The 1990 International Formula 3000 Championship was a motor racing competition organised by the FIA for Formula 3000 cars. It was the sixth running of an FIA Formula 3000 Championship. 

Érik Comas won the eleven-round championship.

Season summary
The season began on a damp Donington Park track. On the second lap, Allan McNish and Emanuele Naspetti collided on the straight before the Esses. McNish’s car went over the concrete wall, and its engine broke away and killed a spectator. Meanwhile, the race continued uninterrupted and several drivers, including polesitter Andrea Montermini, spun off in the damp conditions. McNish’s DAMS Lola teammate Érik Comas took the victory.

At the next round at Silverstone, Damon Hill overtook the two DAMS cars at the start, but suffered the same rear tire failure that had earlier claimed his teammate Gary Brabham. McNish took an emotional win just one week after his Donington crash.

The third round at Pau had to be restarted twice after accidents caused traffic jams on the narrow streets. Marco Apicella took a commanding lead, but slid off into a tire barrier, leaving Eric van de Poele to take the win. Érik Comas won the next round at Jerez, with Apicella coming second. Comas won at Monza as well, this time pursued by Eddie Irvine.

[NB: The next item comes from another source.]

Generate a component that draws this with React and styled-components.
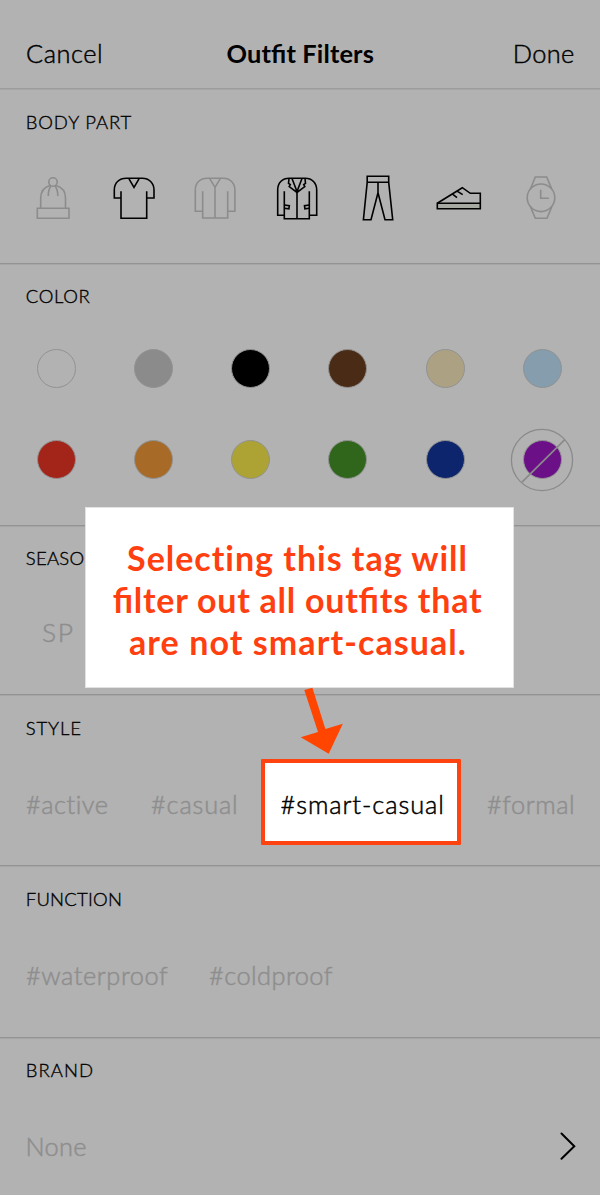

At Enna, a dusty track surface was exacerbated by the rubber “marbles” that resulted from the wearing tires. Many of the favorites spun out of the race, and Gianni Morbidelli won despite a spin of his own. Eddie Irvine managed to come in fourth with a broken front wing, having been off the track at least three times. Irvine won from Apicella at Hockenheim after polesitter Hill had spun off early.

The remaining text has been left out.